The sound of the vowels ए and ऐ are produced near the throat by the tongue touching the roof of the mouth. Hence they are called KantaTaalavya (कंटतालव्य) vowels.

ए is pronounced like a in may. ऐ is pronounced like ai in fair.

Kantoshtya (Labio-Guttural)

The sound of the vowels ओ and औ are produced near the throat by the rounding of the lips. Hence they are called Kantoshtya (कंटोष्ठ्य) vowels.

ओ is pronounced like o in bow. औ is pronounced like o in more.

Ornaments to the Vowels – Anuswara and Visarga

Apart from the vowels listed above there are two other letters अं and अः that are used to decorate the vowels.
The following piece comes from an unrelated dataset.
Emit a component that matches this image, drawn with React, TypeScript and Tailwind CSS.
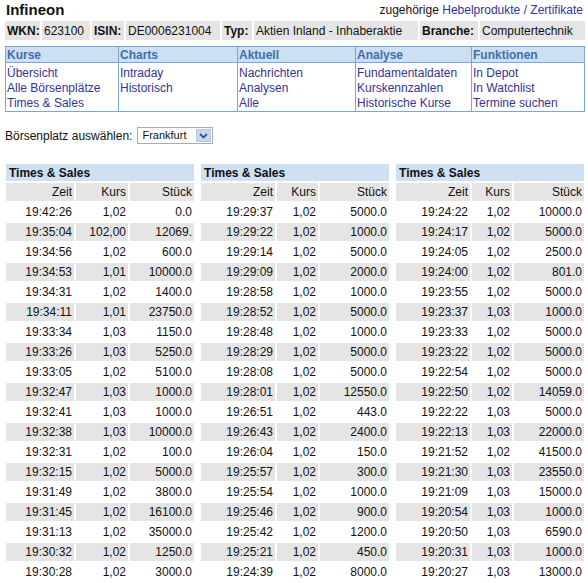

अं is called Anusvara and अः is called the Visarga. These are neither consonants nor vowels, and are listed at the end of the vowels, usually as a part of the vowel group itself, but at the end.

The Anusvara is a nasal whose pronunciation depends on the preceding consonant which we will be discussing in detail in the future lessons. The name Anuswaara means after vowels and it appears in front of vowels. It is pronounced like ome in come.

The Visarga which means sending forth adds a softening short burst effect at the end. It is pronounced like aha in sahara.

Sanskrit Consonants

Next come the Sanskrit consonants. The first five rows of five each letters are very important in their arrangement and are also used in many formulations of interesting Sanskrit sentences that we will be discussing in our future lessons.

क ख ग घ ङ
च छ ज झ ञ
ट ठ ड ढ ण
त थ द ध न
प फ ब भ म

Here again

  1. The first row क ख ग घ ङ are guttural consonants
    1. क is pronounced like k in kettle. It is like the English K.
    2. ख is pronounced like kh
    3. ग is pronounced like g in go. It is like the English G.
    4. घ is pronounced like gh in ghat
    5. ङ is rarely used, so we can ignore it for now
  2. The second row च छ ज झ ञ are palatal consonants
    1. च is pronounced like ch in chair
    2. छ is pronounced like chh
    3. ज is pronounced like j in jug. It is like the English J.
    4. झ is pronounced like jh
    5. ञis rarely used, so we can ignore it for now
  3. The third row ट ठ ड ढ ण are retroflex consonants
    1. ट is pronounced like t in tin. It is like the English T.
    2. ठ is ट stressed
    3. ड is pronounced like d in dinner. It is like the English D.
    4. ढ is ड stressed
    5. ण is न see below) stressed
  4. The fourth row त थ द ध न are dental consonants
    1. त is pronounced like th in thin
    2. थ is त stressed
    3. द is pronounced like th in this
    4. ध is द stressed
    5. न is pronounced like n in nut. It is like the English N.
  5. The fifth row प फ ब भ म are labial consonants
    1. प is pronounced like p in put. It is like the English P.
    2. फ is pronounced like f in fun. It is like the English F.
    3. ब is pronounced like b in bun. It is like the English B.
    4. भ is ब stressed with h
    5. म is pronounced like m in mud. It is like the English M.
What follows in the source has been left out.